因为当我必须删除或获取具有特定键的节点时,如果2个节点具有相同的键和相同的距离,则都必须删除或获取,否则必须删除最接近头部的节点。

我不知道如何计算距离,因为是圆形的...

这个Linked List的插入是这样的。

所有节点都在 Head 之后。

示例:

1) 头

2) Head-A (插入A)

3) Head-B-A (插入B)

4) Head-C-B-A (插入C)

目前,我只做了没有距离的正常取消。 这是我的代码。

/* Function to delete node with the key  */
public void deleteWithKey(int key) {
    if (key == head.getData()) {
        if (size == 1) {
            head = null;
            end = null;
            size = 0;
            return;
        }
        head = head.getLinkNext();
        head.setLinkPrev(end);
        end.setLinkNext(head);
        size--;
        return;
    }
    if (key == end.getData()) {
        end = end.getLinkPrev();
        end.setLinkNext(head);
        head.setLinkPrev(end);
        size--;
    }
    Node current = head.getLinkNext();
    for (int i = 2; i < size; i++) {
        if (key == current.getData()) {
            Node p = current.getLinkPrev();
            Node n = current.getLinkNext();

            p.setLinkNext(n);
            n.setLinkPrev(p);
            size--;
            return;
        }
        current = current.getLinkNext();
    }
    System.out.println("Don't exist a node with this key");
}

感谢大家。

这是我能想到的解决问题的伪代码。

给定 head

// no data
if(head==null) return;
// next and prev are always at same distance
next = head;
prev = head.prev;

// ensure nodes are not same or crossed half way through the list
while (next == prev || next.prev == prev){
// delete nodes if values are same
if (next.val == prev.val){
    if(next!=head) {
        next.prev.next = next.next;
        next.next.prev = next.prev;
        prev.prev.next = prev.next;
        prev.next.prev = prev.prev;
    }
    // list has only two nodes
    else if(head.next==prev){
        head = null;
        return;
    // remove head and its prev node
    else{
        head = head.next;
        head.prev = prev.next;
        head.prev.next = head
    }
}
// traverse through the list
next = next.next
prev = prev.prev
}

其实你不需要知道距离。

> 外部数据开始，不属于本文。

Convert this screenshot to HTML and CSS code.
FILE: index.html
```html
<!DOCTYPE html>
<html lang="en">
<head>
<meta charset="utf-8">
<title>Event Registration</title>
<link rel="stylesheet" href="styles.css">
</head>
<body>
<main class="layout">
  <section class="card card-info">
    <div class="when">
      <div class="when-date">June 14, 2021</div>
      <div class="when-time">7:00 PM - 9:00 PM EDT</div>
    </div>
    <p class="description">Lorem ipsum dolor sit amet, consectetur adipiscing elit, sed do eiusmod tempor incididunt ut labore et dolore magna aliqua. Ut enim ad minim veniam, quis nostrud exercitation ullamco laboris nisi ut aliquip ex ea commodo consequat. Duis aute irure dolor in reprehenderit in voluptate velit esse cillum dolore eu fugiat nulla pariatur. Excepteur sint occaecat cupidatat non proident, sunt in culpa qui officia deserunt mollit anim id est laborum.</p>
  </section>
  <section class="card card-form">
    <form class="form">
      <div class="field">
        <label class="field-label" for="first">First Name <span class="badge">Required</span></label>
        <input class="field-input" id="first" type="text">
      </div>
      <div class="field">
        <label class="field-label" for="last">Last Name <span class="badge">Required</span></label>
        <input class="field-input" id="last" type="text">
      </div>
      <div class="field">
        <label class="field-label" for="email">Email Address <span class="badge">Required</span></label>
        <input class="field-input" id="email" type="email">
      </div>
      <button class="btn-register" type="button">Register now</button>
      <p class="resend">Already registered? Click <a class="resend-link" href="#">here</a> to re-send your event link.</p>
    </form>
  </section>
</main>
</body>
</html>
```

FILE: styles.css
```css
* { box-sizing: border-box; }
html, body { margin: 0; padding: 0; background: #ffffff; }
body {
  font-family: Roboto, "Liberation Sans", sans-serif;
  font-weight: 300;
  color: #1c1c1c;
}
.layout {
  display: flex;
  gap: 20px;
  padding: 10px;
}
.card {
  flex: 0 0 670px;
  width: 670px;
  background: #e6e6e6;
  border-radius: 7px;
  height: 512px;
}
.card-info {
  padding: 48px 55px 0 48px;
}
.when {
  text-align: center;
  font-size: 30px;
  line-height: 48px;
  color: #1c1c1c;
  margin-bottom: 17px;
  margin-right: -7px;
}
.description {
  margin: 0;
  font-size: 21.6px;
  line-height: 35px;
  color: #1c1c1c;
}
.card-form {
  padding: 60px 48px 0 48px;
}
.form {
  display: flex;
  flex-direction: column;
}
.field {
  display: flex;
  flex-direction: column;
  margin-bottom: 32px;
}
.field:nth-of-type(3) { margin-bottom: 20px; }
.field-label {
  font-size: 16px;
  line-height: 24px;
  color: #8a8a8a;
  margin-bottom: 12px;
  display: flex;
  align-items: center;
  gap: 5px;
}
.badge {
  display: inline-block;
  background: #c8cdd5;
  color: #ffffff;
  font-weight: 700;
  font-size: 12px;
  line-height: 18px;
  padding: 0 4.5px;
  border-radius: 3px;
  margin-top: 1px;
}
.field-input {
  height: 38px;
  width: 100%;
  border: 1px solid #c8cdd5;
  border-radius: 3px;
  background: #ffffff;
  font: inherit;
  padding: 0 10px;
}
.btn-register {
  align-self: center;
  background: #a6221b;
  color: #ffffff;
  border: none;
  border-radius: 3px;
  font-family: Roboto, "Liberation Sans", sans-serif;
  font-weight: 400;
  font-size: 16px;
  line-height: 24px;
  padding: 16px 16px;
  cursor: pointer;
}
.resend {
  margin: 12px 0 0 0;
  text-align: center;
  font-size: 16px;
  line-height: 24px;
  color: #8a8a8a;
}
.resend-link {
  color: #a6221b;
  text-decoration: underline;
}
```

相反,您需要找到最接近头部的

因为它是一个循环双向链表,这个任务很简单:

  1. 定义两个变量ab,将两者初始化为head
  2. 如果其中一个是目标,删除匹配的节点并退出
  3. 分配 a = a.nextb = b.previous
  4. 转到 2

这是我完成的最终工作代码。

你有进步吗?

感谢大家的帮助。

复杂度 = O(n)

/* Function to delete node with the key */
public void deleteWithKey(int key) {
    if (key == head.getData()) {
        if (size == 1) {
            head = null;
            end = null;
            size = 0;
            return;
        }
        head = head.getLinkNext();
        head.setLinkPrev(end);
        end.setLinkNext(head);
        size--;
        return;
    }
    if (key == end.getData()) {
        end = end.getLinkPrev();
        end.setLinkNext(head);
        head.setLinkPrev(end);
        size--;
    }
    Node next = head;
    Node back = head;
    while (next != end) {
        next = next.getLinkNext();
        back = back.getLinkPrev();
        if ((key == next.getData()) && (key == back.getData()) && (next != back)) {
            Node p = next.getLinkPrev();
            Node n = next.getLinkNext();
            Node p1 = back.getLinkPrev();
            Node n1 = next.getLinkNext();
            p.setLinkNext(n);
            n.setLinkPrev(p);
            p1.setLinkPrev(n1);
            n1.setLinkPrev(p1);
            size -= 2;
            return;
        }

        if ((key == next.getData()) && (next != back)) {
            Node p = next.getLinkPrev();
            Node n = next.getLinkNext();
            p.setLinkNext(n);
            n.setLinkPrev(p);
            size--;
            return;
        }
        if ((key == next.getData()) && (next == back)) {
            Node p = next.getLinkPrev();
            Node n = next.getLinkNext();
            p.setLinkNext(n);
            n.setLinkPrev(p);
            size--;
            return;
        }
    }
    System.out.println("Don't exist a node with this key");
}